» **ENTRIES SHOWN**:
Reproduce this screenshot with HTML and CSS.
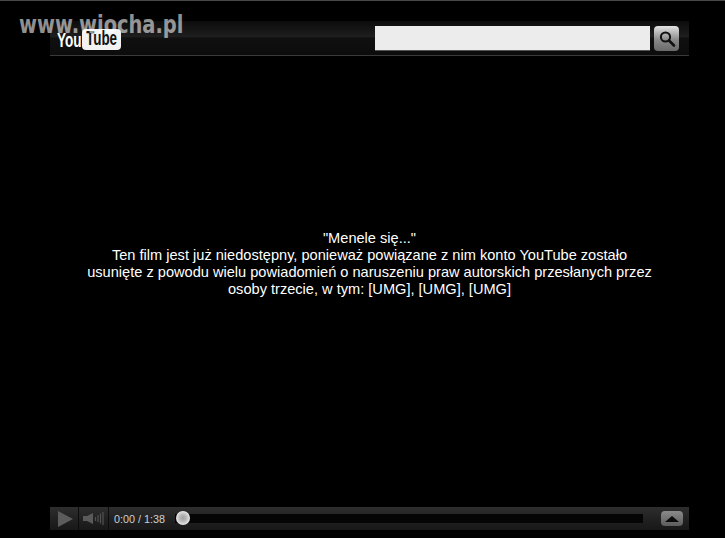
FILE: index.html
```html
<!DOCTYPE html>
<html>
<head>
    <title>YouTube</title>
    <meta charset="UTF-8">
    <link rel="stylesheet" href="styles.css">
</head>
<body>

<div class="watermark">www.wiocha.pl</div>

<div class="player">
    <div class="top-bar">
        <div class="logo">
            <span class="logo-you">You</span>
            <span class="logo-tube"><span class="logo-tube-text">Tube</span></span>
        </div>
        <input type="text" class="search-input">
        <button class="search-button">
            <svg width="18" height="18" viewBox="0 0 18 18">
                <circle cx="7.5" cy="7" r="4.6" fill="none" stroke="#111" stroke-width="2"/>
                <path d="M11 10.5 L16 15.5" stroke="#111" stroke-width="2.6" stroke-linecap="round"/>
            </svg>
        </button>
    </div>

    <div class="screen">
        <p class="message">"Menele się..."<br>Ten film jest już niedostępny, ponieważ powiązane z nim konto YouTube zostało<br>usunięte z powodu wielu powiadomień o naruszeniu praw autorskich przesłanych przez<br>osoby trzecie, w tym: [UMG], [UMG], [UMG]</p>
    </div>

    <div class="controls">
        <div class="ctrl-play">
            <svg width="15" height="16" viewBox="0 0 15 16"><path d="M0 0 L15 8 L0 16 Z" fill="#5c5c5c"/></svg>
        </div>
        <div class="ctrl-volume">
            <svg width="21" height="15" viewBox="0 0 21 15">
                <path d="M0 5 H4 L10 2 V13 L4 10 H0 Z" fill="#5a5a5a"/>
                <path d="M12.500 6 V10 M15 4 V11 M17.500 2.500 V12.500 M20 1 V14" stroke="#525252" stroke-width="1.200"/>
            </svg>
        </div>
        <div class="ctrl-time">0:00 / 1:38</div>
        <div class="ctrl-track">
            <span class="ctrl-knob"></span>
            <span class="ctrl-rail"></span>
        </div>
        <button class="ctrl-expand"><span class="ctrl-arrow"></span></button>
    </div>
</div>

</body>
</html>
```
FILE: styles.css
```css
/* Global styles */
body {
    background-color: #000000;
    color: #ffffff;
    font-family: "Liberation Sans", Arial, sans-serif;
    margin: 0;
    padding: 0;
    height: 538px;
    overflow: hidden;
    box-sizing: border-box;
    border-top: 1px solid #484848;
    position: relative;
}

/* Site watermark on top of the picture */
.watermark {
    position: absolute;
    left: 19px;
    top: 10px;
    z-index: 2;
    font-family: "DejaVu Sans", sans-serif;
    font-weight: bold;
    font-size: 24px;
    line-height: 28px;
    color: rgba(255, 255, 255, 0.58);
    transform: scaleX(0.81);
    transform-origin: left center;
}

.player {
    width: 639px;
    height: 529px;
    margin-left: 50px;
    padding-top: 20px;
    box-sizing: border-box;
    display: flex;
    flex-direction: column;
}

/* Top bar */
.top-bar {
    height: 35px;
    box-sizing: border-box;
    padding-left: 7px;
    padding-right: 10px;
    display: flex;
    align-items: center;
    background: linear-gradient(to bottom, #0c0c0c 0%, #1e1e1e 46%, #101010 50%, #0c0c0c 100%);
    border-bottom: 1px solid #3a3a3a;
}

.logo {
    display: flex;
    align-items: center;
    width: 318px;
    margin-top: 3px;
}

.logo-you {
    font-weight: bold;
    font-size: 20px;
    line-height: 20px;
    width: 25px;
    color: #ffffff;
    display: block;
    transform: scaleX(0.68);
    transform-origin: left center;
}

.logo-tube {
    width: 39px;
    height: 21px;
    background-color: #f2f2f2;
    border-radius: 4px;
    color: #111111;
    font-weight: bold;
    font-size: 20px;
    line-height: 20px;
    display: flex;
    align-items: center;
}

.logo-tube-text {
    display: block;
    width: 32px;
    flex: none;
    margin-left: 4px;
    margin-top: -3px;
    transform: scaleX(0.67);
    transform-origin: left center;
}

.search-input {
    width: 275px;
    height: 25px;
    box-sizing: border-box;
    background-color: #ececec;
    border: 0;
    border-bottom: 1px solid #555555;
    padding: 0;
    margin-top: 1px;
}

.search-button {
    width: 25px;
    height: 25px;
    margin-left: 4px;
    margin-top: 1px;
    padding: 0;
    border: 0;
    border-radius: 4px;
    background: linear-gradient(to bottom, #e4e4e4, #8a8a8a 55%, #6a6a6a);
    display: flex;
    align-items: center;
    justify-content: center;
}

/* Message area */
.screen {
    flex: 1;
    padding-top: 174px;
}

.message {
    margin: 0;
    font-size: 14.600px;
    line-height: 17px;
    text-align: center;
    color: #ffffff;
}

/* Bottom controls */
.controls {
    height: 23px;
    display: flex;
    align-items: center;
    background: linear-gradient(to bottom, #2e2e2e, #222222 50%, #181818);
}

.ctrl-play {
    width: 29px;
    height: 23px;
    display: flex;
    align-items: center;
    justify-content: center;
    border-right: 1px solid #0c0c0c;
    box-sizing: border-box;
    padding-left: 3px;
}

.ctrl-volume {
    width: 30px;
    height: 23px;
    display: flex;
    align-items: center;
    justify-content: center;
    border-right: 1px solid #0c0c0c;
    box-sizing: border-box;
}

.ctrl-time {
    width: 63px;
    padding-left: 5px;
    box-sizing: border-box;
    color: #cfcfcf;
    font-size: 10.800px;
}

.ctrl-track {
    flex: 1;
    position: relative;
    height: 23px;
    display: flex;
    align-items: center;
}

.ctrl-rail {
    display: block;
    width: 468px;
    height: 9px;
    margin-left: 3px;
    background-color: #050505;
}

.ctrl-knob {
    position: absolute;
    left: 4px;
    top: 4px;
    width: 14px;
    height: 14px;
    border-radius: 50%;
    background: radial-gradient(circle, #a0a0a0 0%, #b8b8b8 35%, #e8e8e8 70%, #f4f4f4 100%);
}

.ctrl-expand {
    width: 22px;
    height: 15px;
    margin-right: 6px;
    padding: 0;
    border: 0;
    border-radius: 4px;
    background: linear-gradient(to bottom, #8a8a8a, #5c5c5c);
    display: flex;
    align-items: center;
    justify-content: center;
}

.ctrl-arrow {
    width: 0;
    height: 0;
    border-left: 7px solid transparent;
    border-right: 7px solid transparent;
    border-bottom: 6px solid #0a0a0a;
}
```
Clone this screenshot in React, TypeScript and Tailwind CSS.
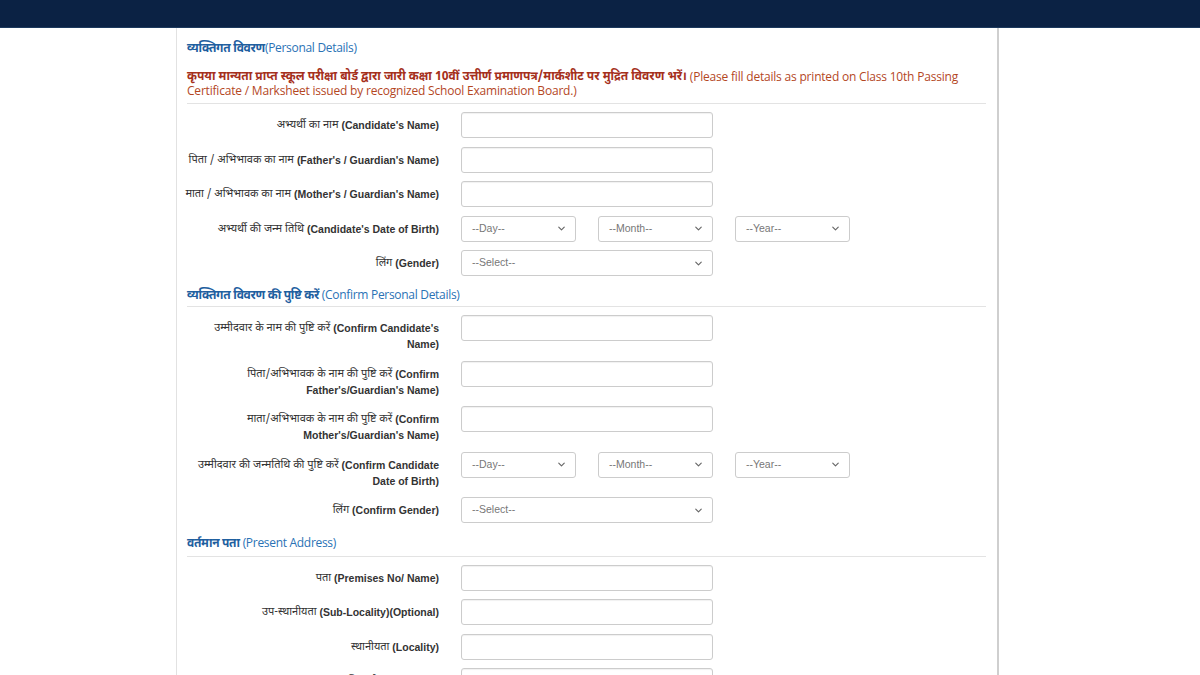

» **PROBLEM**:
Without the pictures, write out the whole listing above exactly as it appears.

» **SOLUTION TO THIS PROBLEM**:
Reproduce this screenshot with HTML and CSS.
FILE: index.html
```html
<!DOCTYPE html>
<html>
<head>
    <title>YouTube</title>
    <meta charset="UTF-8">
    <link rel="stylesheet" href="styles.css">
</head>
<body>

<div class="watermark">www.wiocha.pl</div>

<div class="player">
    <div class="top-bar">
        <div class="logo">
            <span class="logo-you">You</span>
            <span class="logo-tube"><span class="logo-tube-text">Tube</span></span>
        </div>
        <input type="text" class="search-input">
        <button class="search-button">
            <svg width="18" height="18" viewBox="0 0 18 18">
                <circle cx="7.5" cy="7" r="4.6" fill="none" stroke="#111" stroke-width="2"/>
                <path d="M11 10.5 L16 15.5" stroke="#111" stroke-width="2.6" stroke-linecap="round"/>
            </svg>
        </button>
    </div>

    <div class="screen">
        <p class="message">"Menele się..."<br>Ten film jest już niedostępny, ponieważ powiązane z nim konto YouTube zostało<br>usunięte z powodu wielu powiadomień o naruszeniu praw autorskich przesłanych przez<br>osoby trzecie, w tym: [UMG], [UMG], [UMG]</p>
    </div>

    <div class="controls">
        <div class="ctrl-play">
            <svg width="15" height="16" viewBox="0 0 15 16"><path d="M0 0 L15 8 L0 16 Z" fill="#5c5c5c"/></svg>
        </div>
        <div class="ctrl-volume">
            <svg width="21" height="15" viewBox="0 0 21 15">
                <path d="M0 5 H4 L10 2 V13 L4 10 H0 Z" fill="#5a5a5a"/>
                <path d="M12.500 6 V10 M15 4 V11 M17.500 2.500 V12.500 M20 1 V14" stroke="#525252" stroke-width="1.200"/>
            </svg>
        </div>
        <div class="ctrl-time">0:00 / 1:38</div>
        <div class="ctrl-track">
            <span class="ctrl-knob"></span>
            <span class="ctrl-rail"></span>
        </div>
        <button class="ctrl-expand"><span class="ctrl-arrow"></span></button>
    </div>
</div>

</body>
</html>
```
FILE: styles.css
```css
/* Global styles */
body {
    background-color: #000000;
    color: #ffffff;
    font-family: "Liberation Sans", Arial, sans-serif;
    margin: 0;
    padding: 0;
    height: 538px;
    overflow: hidden;
    box-sizing: border-box;
    border-top: 1px solid #484848;
    position: relative;
}

/* Site watermark on top of the picture */
.watermark {
    position: absolute;
    left: 19px;
    top: 10px;
    z-index: 2;
    font-family: "DejaVu Sans", sans-serif;
    font-weight: bold;
    font-size: 24px;
    line-height: 28px;
    color: rgba(255, 255, 255, 0.58);
    transform: scaleX(0.81);
    transform-origin: left center;
}

.player {
    width: 639px;
    height: 529px;
    margin-left: 50px;
    padding-top: 20px;
    box-sizing: border-box;
    display: flex;
    flex-direction: column;
}

/* Top bar */
.top-bar {
    height: 35px;
    box-sizing: border-box;
    padding-left: 7px;
    padding-right: 10px;
    display: flex;
    align-items: center;
    background: linear-gradient(to bottom, #0c0c0c 0%, #1e1e1e 46%, #101010 50%, #0c0c0c 100%);
    border-bottom: 1px solid #3a3a3a;
}

.logo {
    display: flex;
    align-items: center;
    width: 318px;
    margin-top: 3px;
}

.logo-you {
    font-weight: bold;
    font-size: 20px;
    line-height: 20px;
    width: 25px;
    color: #ffffff;
    display: block;
    transform: scaleX(0.68);
    transform-origin: left center;
}

.logo-tube {
    width: 39px;
    height: 21px;
    background-color: #f2f2f2;
    border-radius: 4px;
    color: #111111;
    font-weight: bold;
    font-size: 20px;
    line-height: 20px;
    display: flex;
    align-items: center;
}

.logo-tube-text {
    display: block;
    width: 32px;
    flex: none;
    margin-left: 4px;
    margin-top: -3px;
    transform: scaleX(0.67);
    transform-origin: left center;
}

.search-input {
    width: 275px;
    height: 25px;
    box-sizing: border-box;
    background-color: #ececec;
    border: 0;
    border-bottom: 1px solid #555555;
    padding: 0;
    margin-top: 1px;
}

.search-button {
    width: 25px;
    height: 25px;
    margin-left: 4px;
    margin-top: 1px;
    padding: 0;
    border: 0;
    border-radius: 4px;
    background: linear-gradient(to bottom, #e4e4e4, #8a8a8a 55%, #6a6a6a);
    display: flex;
    align-items: center;
    justify-content: center;
}

/* Message area */
.screen {
    flex: 1;
    padding-top: 174px;
}

.message {
    margin: 0;
    font-size: 14.600px;
    line-height: 17px;
    text-align: center;
    color: #ffffff;
}

/* Bottom controls */
.controls {
    height: 23px;
    display: flex;
    align-items: center;
    background: linear-gradient(to bottom, #2e2e2e, #222222 50%, #181818);
}

.ctrl-play {
    width: 29px;
    height: 23px;
    display: flex;
    align-items: center;
    justify-content: center;
    border-right: 1px solid #0c0c0c;
    box-sizing: border-box;
    padding-left: 3px;
}

.ctrl-volume {
    width: 30px;
    height: 23px;
    display: flex;
    align-items: center;
    justify-content: center;
    border-right: 1px solid #0c0c0c;
    box-sizing: border-box;
}

.ctrl-time {
    width: 63px;
    padding-left: 5px;
    box-sizing: border-box;
    color: #cfcfcf;
    font-size: 10.800px;
}

.ctrl-track {
    flex: 1;
    position: relative;
    height: 23px;
    display: flex;
    align-items: center;
}

.ctrl-rail {
    display: block;
    width: 468px;
    height: 9px;
    margin-left: 3px;
    background-color: #050505;
}

.ctrl-knob {
    position: absolute;
    left: 4px;
    top: 4px;
    width: 14px;
    height: 14px;
    border-radius: 50%;
    background: radial-gradient(circle, #a0a0a0 0%, #b8b8b8 35%, #e8e8e8 70%, #f4f4f4 100%);
}

.ctrl-expand {
    width: 22px;
    height: 15px;
    margin-right: 6px;
    padding: 0;
    border: 0;
    border-radius: 4px;
    background: linear-gradient(to bottom, #8a8a8a, #5c5c5c);
    display: flex;
    align-items: center;
    justify-content: center;
}

.ctrl-arrow {
    width: 0;
    height: 0;
    border-left: 7px solid transparent;
    border-right: 7px solid transparent;
    border-bottom: 6px solid #0a0a0a;
}
```
Clone this screenshot in React, TypeScript and Tailwind CSS.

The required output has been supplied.